## Start

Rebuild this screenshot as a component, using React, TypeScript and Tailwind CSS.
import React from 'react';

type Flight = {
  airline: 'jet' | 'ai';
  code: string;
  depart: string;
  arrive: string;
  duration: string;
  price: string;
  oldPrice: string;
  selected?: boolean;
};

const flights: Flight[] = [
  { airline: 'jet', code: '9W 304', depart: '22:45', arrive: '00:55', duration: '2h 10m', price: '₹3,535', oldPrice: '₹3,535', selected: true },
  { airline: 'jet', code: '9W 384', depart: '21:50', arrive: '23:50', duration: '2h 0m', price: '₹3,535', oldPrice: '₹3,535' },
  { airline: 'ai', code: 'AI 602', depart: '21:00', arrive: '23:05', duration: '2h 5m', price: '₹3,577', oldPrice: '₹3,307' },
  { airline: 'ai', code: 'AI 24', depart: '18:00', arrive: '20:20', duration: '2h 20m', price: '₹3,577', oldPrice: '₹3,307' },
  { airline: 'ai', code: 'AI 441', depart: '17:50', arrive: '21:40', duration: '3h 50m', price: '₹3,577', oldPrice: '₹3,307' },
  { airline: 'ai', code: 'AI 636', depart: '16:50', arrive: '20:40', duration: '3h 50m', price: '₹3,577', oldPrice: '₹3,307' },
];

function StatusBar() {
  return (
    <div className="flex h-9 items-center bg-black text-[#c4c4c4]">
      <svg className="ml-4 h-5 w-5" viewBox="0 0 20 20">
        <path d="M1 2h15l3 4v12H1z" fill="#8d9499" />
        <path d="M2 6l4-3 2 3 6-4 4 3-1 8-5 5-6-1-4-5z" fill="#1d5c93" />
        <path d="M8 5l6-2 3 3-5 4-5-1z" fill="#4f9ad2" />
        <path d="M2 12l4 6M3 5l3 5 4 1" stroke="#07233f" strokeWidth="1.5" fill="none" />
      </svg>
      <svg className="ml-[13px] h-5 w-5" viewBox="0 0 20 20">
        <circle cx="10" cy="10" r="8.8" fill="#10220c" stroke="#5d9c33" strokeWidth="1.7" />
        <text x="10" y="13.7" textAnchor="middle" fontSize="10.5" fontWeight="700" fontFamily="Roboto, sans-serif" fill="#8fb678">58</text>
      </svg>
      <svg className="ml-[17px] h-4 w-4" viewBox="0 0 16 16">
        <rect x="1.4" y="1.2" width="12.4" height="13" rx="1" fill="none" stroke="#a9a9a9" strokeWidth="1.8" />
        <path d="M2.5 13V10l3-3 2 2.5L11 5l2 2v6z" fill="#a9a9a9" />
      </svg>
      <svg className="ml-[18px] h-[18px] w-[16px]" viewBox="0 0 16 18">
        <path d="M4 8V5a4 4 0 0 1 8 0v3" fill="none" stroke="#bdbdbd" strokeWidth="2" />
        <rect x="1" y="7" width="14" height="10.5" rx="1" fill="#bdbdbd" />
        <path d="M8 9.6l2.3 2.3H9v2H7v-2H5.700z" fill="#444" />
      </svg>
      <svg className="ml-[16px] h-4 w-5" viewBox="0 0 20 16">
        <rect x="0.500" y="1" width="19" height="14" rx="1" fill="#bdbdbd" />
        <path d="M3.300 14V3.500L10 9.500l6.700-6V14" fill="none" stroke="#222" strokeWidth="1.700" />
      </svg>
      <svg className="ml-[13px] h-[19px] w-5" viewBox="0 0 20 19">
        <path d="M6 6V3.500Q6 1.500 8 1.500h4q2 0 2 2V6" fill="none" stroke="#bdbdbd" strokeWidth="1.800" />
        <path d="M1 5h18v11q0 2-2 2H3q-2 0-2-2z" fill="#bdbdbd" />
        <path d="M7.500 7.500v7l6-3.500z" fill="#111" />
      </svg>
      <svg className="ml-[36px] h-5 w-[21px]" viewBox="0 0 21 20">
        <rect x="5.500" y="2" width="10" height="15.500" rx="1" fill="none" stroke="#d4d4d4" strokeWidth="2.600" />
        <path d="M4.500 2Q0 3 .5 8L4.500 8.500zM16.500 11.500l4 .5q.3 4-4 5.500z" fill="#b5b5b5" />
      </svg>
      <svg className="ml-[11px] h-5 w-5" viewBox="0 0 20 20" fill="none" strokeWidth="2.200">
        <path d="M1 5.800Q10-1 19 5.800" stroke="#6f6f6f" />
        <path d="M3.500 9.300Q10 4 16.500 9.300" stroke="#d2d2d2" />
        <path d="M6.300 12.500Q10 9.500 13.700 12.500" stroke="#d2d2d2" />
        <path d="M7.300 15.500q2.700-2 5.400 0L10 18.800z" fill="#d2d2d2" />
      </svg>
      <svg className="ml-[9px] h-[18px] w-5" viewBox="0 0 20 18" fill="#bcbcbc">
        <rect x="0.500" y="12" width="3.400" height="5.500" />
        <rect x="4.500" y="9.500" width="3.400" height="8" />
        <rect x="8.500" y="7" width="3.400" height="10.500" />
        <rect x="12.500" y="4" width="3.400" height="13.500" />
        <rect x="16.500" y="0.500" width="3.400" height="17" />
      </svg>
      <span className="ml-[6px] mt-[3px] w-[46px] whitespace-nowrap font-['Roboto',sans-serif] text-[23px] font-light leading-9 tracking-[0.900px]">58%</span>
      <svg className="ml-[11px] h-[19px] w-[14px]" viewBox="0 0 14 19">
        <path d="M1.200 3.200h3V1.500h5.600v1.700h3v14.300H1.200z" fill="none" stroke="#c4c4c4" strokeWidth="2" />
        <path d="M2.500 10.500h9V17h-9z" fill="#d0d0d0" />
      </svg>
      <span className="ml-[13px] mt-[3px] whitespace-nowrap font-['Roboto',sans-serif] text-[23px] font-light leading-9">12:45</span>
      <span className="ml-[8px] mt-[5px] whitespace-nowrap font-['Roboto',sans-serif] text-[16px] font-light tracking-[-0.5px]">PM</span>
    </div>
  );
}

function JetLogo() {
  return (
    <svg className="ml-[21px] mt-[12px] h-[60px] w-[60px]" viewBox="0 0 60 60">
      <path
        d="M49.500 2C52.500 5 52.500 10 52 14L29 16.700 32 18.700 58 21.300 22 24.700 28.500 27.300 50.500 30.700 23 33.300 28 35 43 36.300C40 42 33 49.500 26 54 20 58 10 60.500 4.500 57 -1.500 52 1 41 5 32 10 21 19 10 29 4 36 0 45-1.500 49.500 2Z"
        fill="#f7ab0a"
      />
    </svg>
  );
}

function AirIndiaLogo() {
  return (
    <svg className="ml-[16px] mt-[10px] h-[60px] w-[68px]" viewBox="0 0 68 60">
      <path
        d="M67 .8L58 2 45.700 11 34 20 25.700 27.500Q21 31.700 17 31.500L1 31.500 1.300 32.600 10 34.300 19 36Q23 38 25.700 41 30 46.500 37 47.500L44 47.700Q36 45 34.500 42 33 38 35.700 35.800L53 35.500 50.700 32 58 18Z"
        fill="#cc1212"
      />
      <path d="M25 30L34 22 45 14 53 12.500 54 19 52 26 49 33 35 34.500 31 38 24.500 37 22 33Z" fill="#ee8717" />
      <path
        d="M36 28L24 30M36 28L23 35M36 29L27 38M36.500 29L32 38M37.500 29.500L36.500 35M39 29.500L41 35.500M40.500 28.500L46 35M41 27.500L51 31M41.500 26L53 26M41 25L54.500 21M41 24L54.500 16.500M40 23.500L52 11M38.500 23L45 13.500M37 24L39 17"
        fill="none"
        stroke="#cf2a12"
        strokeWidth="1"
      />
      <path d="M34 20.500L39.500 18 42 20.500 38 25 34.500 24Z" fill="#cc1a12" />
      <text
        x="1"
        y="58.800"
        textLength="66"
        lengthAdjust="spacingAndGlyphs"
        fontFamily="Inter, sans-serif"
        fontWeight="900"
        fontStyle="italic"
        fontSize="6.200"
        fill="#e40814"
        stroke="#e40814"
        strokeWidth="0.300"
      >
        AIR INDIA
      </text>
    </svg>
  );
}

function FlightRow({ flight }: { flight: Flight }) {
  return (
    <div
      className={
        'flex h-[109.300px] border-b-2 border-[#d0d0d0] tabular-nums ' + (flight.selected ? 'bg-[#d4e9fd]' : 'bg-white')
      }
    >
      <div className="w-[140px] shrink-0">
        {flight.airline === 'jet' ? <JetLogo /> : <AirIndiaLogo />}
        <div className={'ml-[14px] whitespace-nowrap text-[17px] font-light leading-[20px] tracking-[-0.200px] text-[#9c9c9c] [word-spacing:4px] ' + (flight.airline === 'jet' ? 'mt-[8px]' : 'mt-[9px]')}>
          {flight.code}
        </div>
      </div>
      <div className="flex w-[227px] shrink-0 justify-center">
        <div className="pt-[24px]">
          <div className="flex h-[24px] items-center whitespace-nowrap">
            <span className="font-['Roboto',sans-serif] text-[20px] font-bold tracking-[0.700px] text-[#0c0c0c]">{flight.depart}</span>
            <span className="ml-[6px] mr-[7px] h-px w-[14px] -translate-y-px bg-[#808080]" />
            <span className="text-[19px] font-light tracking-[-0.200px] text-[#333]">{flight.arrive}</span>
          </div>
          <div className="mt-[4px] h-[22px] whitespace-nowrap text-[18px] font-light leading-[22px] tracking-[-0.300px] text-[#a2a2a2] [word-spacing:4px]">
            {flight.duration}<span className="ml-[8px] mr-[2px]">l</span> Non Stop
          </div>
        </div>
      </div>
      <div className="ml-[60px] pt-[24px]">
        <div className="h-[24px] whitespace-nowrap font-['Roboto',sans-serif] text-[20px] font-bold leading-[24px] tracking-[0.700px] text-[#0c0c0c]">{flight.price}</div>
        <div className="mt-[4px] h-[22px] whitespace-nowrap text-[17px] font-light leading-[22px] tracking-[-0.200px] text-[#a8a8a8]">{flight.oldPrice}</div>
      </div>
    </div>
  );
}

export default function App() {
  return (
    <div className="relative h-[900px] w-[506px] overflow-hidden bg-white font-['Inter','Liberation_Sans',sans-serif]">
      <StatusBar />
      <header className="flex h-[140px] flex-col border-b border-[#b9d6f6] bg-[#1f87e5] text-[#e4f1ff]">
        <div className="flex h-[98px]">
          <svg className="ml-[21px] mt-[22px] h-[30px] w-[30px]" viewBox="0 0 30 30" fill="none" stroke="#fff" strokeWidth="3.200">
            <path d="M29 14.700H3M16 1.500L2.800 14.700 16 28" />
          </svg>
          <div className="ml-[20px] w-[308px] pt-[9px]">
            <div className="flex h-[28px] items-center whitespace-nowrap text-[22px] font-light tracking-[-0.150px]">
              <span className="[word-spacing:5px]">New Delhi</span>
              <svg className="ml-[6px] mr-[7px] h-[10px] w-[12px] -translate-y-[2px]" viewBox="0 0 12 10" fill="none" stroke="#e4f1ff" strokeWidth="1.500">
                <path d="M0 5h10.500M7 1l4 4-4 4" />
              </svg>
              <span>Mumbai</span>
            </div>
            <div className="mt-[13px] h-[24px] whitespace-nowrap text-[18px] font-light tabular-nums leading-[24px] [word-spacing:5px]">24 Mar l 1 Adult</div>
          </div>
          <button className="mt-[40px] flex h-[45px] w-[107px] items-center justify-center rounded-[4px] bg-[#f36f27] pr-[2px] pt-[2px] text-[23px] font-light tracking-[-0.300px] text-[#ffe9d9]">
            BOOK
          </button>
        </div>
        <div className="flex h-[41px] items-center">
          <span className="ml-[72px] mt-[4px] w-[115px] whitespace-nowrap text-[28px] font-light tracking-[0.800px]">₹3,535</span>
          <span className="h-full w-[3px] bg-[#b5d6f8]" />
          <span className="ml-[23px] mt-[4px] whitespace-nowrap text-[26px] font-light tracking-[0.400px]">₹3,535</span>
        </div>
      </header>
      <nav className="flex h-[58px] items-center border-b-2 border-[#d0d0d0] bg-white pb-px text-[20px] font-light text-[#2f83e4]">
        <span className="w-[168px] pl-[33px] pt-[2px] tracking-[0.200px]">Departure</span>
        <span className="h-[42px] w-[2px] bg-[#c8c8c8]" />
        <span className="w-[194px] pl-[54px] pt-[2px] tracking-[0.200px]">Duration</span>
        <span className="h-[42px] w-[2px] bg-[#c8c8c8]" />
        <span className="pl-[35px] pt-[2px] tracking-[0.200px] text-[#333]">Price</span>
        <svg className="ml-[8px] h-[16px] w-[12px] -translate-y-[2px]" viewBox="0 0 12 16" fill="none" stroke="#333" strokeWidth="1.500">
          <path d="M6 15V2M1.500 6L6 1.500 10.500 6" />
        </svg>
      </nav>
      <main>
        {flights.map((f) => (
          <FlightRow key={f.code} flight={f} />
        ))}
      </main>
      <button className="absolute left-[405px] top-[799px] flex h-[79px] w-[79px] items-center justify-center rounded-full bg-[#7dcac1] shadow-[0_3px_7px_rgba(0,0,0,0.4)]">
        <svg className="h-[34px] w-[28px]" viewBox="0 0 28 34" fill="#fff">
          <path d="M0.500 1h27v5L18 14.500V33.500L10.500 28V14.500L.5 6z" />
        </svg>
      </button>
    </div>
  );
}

## End
## Start

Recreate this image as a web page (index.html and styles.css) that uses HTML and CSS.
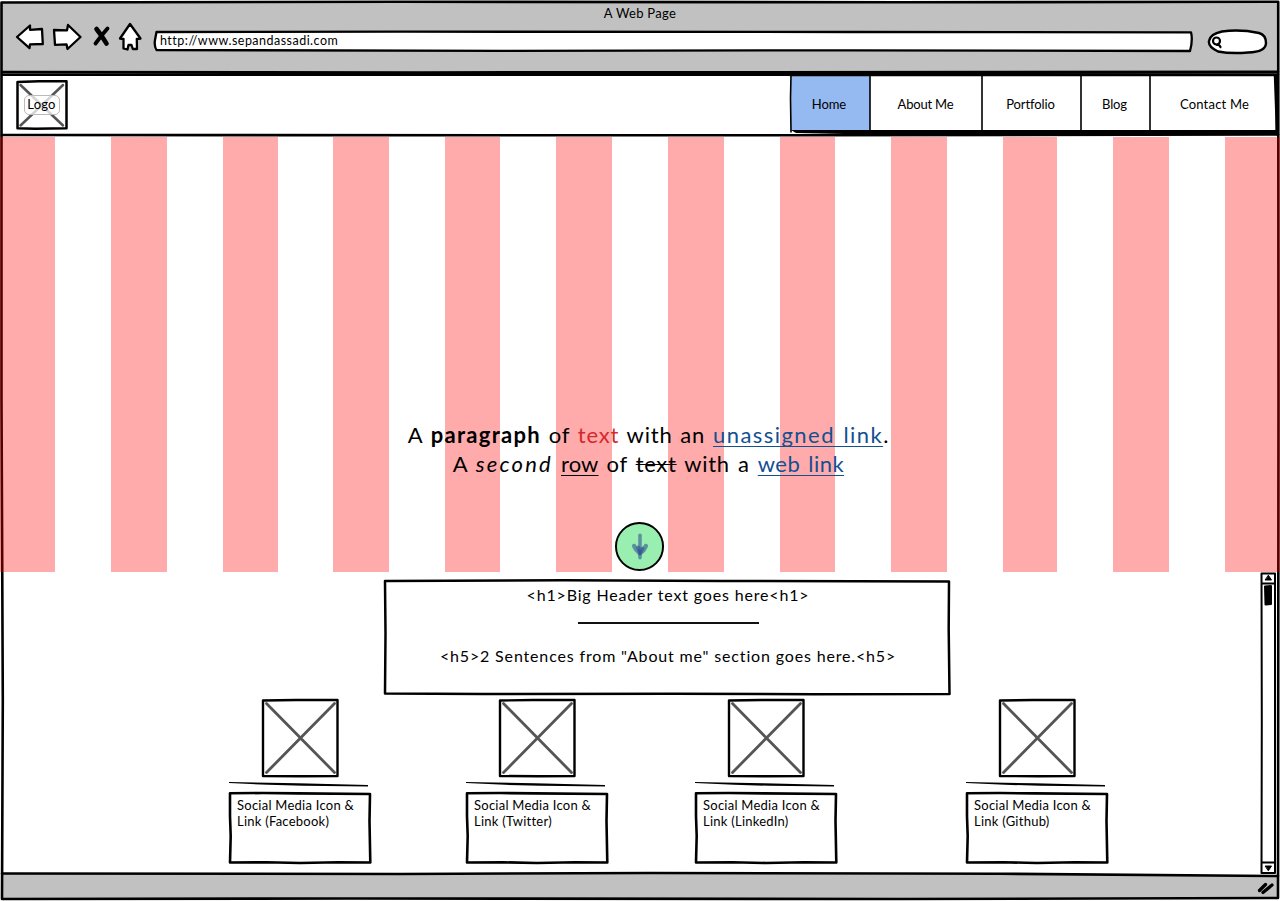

## End
## Start

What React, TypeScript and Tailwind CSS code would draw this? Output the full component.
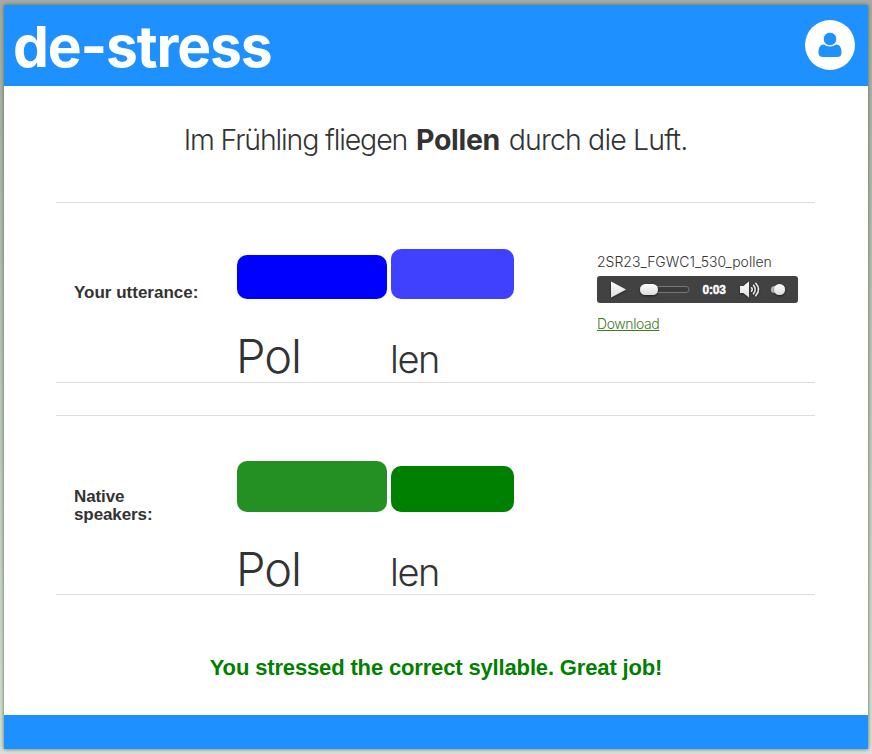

## End

What to work on » Only the number is wanted: how many lines of these entries contain the string "component"?

Problem solution » 2